Patty Loveless is the debut album from country music artist Patty Loveless. It was released in January 1987. Among its tracks were Billboard Top Country Singles minor hits, "Lonely Days, Lonely Nights," "I Did," "After All," and "Wicked Ways." The album peaked at #35 on the Top Country Albums charts in 1986.

Track listing
"Lonely Days, Lonely Nights" (Karen Staley) – 2:49
"I Did" (Loveless) – 2:47
"You Are Everything" (Guy Clark, Keith Sykes) – 2:27
"Blue Is Not a Word" (Jo-El Sonnier, Judy Ball) – 2:57
"Slow Healing Heart" (Jim Rushing) – 3:42
"After All" (Jimbeau Hinson, Harry Stinson) – 3:51
"Wicked Ways" (Staley) – 3:06
"Half Over You" (Staley) – 3:08
"Some Blue Moons Ago" (Steve Earle, Richard Bennett) – 2:19
"Sounds of Loneliness" (Loveless) – 4:18

Production

Emory Gordy Jr., Tony Brown: Producers
Jeff Coppage: Engineer, Assistant Engineer
Mark J. Coddington: Engineer, Assistant Engineer
Tim Kish: Engineer, Assistant Engineer

Russ Martin: Engineer, Assistant Engineer
Robbie Rose: Engineer
Ron Treat: Engineer, Mixing
Glenn Meadows: Mastering

Personnel

Linda Alosko - viola
Richard Bennett - acoustic, electric & steel guitars
Tony Brown - keyboards, synthesizers
Larry Byrom - acoustic, electric & bass guitars
John Catchings - cello
Glen Duncan - fiddle
Ray Flacke - acoustic & electric guitars
Sara Fogel - viola
Paul Franklin - steel guitar, dobro, pedabro
Emory Gordy, Jr. - bass, acoustic guitars, string arrangements
Jim Grosjean - viola

John Barlow Jarvis - keyboards, piano
Jerry Kroon - drums, percussion
Patty Loveless - acoustic guitars, tambourine, lead & harmony vocals
Mac McAnally - acoustic guitars
Connie McCollister - violin, concertmaster
Edgar Meyer - bass, double bass, cello
Weldon Myrick - steel guitar
Mary K. Parker - violin
Reggie Young: Electric Guitars
Paul Davis, Vince Gill, Lyle Lovett, Karen Staley, Harry Stinson - harmony vocals

Chart performance

Single releases

Lonely Days, Lonely Nights
"Lonely Days, Lonely Nights",  was the first single from the album, recorded at MCA/Nashville in the fall of 1985.  It was one of a five-song singles record contract she had at the time with the label, prior to her receiving an album contract. An uncredited review in Cashbox "a boot-tapper that shows off her strong voice and rhythmic phrasing."
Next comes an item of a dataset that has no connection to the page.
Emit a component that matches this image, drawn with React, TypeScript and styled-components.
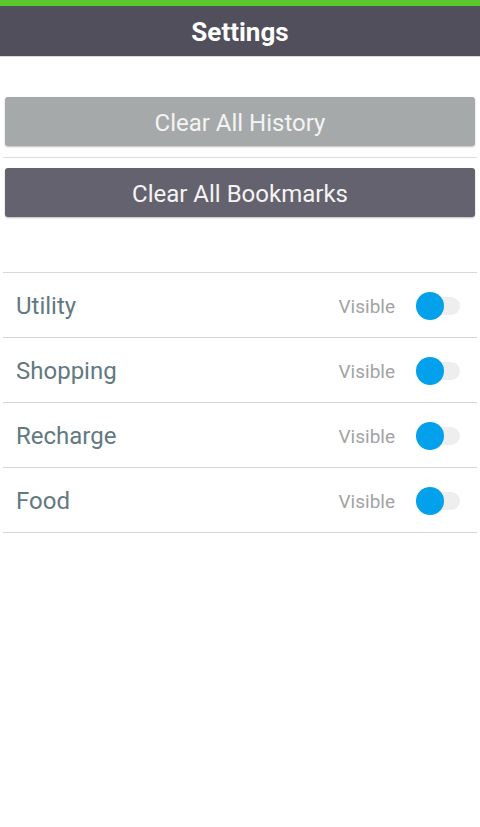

Included as that song's B-side was "Country, I'm Coming Home To You", written by a Loveless in 1974 at age 17. The song was one of her favorites, and when she returned to Nashville in 1985, she recorded this as the "B" side on her first single.  It was never included on any of Loveless' albums.

The song charted for eight weeks on the Billboard Hot Country Singles and Tracks chart, reaching #46 during the week of January 25, 1986.

Wicked Ways
"Wicked Ways" was recorded at MCA/Nashville in the fall of 1986, with the single being released in  October 1986. It was the second single released from the album.

The song charted for four weeks on the Billboard Hot Country Singles and Tracks chart, reaching #49 during the week of January 10, 1987.

I Did
"I Did" was the song played by Loveless' brother, Roger Ramey, to Tony Brown at MCA in 1985.  After hearing the recording, Brown signed Loveless to MCA. The song was first released to radio stations on Valentine's Day, 1986 with a special red vinyl version. It garnered a significant amount of airplay.  With this, Loveless was signed to a multi-album contract. However, it was withdrawn by MCA as it was believed that it was drawing attention away from other country artists signed to the label at the time; however, it was re-released a month later.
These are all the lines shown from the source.